7. Section 92A(1) of the Act provides for liability of the owner of the vehicle involved in the accident, to pay compensation in respect of the death or permanent disablement of any person caused in the accident arising out of the use of the motor vehicle on the principle of no-fault liability. A claim for compensation on the principle of” no fault” liability under Section 92A is required to “be disposed of as expeditiously as possible,” as per Sub-section (2) of Section 92B of the Act.
8. The underlying purpose envisaged in the provisions of Section 92A(1) and 92B(2) of the Act apparently is to provide social security against motor accidents and to make available an interim relief urgently to the injured person or in case of death by accident to the members of the family of the deceased. This salutary and humanistic purpose shall be defeated if the Tribunal were to be invited at the stage of interim award to decide contested questions of fact and law which the Tribunal can appropriately decide only after complete trial of the-claim petition. The controversy as to liability of the insured and insurance inter se should not be allowed to hamper the making of an interim award since it can appropriately be deferred to be decided on completion of the trial by the Tribunal which is empowered to make suitable directions under Section 96(4) of the Act to meet the ends of justice.
9. The amended definition of ” liability ” in Section 93 of the Act provides that the word ” liability” wherever used in relation to the death or bodily injury to any person includes the liability in respect thereof under Section 92A. The liability required to be statutorily covered in a policy of insurance as per Section 95 of the Act, therefore, includes the liability arising under Section 92A of the Act.

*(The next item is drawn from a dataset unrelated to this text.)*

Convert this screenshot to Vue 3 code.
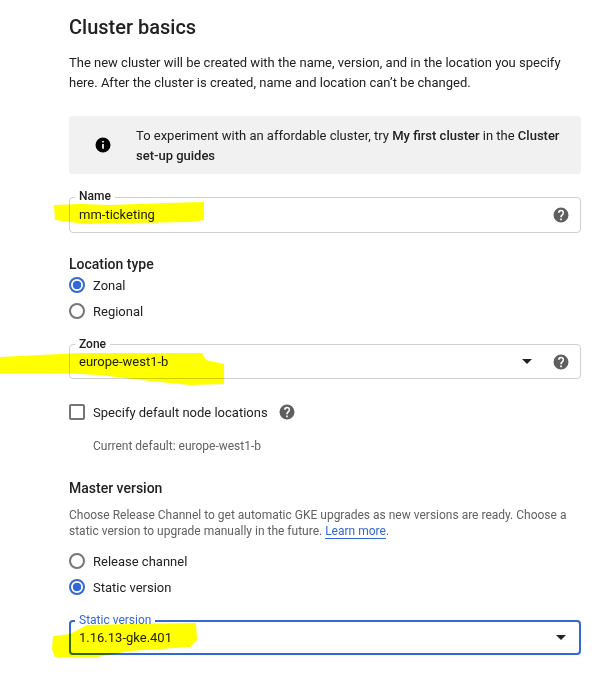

10. Section 95(1)(b) of the Act envisages a policy of insurance to insure the vehicle owner against any liability which may be incurred by him in respect of the death of, or bodily injury to, any person or damage to any property, of a third party caused by or arising out of use of the vehicle in a public place. In the case of a vehicle being a goods vehicle Section 95(2)(a) of the Act provides that the policy of insurance shall cover any liability incurred in respect of any one accident up to a limit Rs. 1,50,000 in all including liabilities, if any, arising under the Workmen’s
Compensation Act,1923, in respect of the death of, or bodily injury to, employees (other than the driver) not exceeding six in number, being carried in the vehicle.
11. Learned counsel for the appellant-insurance company has contended that the vehicle involved in the accident being a truck, it was neither insured nor was required to be insured for carrying passengers and as such, the insurance company cannot be held liable in respect of the death and injuries caused to the passengers travelling in the truck. This contention on merits cannot be prima facie accepted at this stage, since it would require a closer examination of facts and law for deciding the contention and that can appropriately be done at the final stage of the trial.
12. In a decision of this court in Dwarika v. Biso [1990] ACJ 283, it has been held that if it is admitted or prima facie proved from the material available on record that the vehicle involved in the accident was insured, the Tribunal has jurisdiction to hold the insurance company jointly and severally liable with the owner of the vehicle for no-fault liability under Section 92A, requiring the insurance company to pay the amount of interim compensation to the claimants forthwith and at that stage the Tribunal is not bound to enquire into or record a finding as to the sustainability or otherwise of the objections raised by the insurance company, that it was not liable at all. Another decision of this court to similar effect is in the case of National Insurance Co. v. Smt. Savitri [1991] 1 ACJ 540 (MP), which emphasises that for making an interim award under Section 92A of the Act only the owner and the insurer of the offending vehicle are to be ascertained and time-consuming enquiry cannot be held at the stage of payment of interim compensation. In another decision of this court in United Insurance Co. Ltd. v. Smt. Rajadevi [1993] 76 Comp Cas 63 which took into account a contrary view of the Full Bench decision of the Karnataka High Court in United India Insurance Co, Ltd. v. Immam Aminasab Nadaf [1990] 67 Comp Cas 287, the view taken has been expressed thus (at page 66) :
” In view of the discussion aforesaid, it seems that the interim award of compensation on the principle of no-fault liability being in the nature of urgent partial relief to the claimant, the only material fact to be ascertained at the stage of making interim award against the insurance company by the Tribunal is whether or not the vehicle involved in the accident stood insured with the said insurance company. Once it is not disputed that the vehicle was so insured with the non-applicant
insurance company, the Tribunal has the jurisdiction to make an interim award jointly against the insured and the insurer. Any legal objection or legal contention of the insurer based on facts to be enquired into during the trial of the claim petition cannot be allowed to hamper the making of an interim award by the Tribunal against the insurer. The legal questions raised in the objection of the insurance-company which require proper material to be brought in evidence or sorting out the true legal position after in-depth consideration of the legal controversy raised by the parties should properly be left to be decided at the conclusion of the case resulting in the final award and at that final stage equities can be worked out between the insured and the insurer and in case the insurer is not found liable it can be directed to be reimbursed by the insured, even in respect of the liability imposed on the insurer under the interim order.”
13. Having heard learned counsel for the parties and having considered the impugned orders and the material placed before the Tribunal, I am of the opinion that the impugned interim awards cannot be said to be illegal or unreasonable so as to call for interference in this appeal and the other connected appeals.
14. In the result, therefore, this appeal as also the connected appeals, viz., M. A. No. 262 of 1989, 263 of 1989, 274 of 1989, 265 of 1989, 267 of 1989, 268 of 1989, 269 of 1989, 270 of 1989 and M. A. No. 266 of 1989, are dismissed, being without merit, with no order as to costs.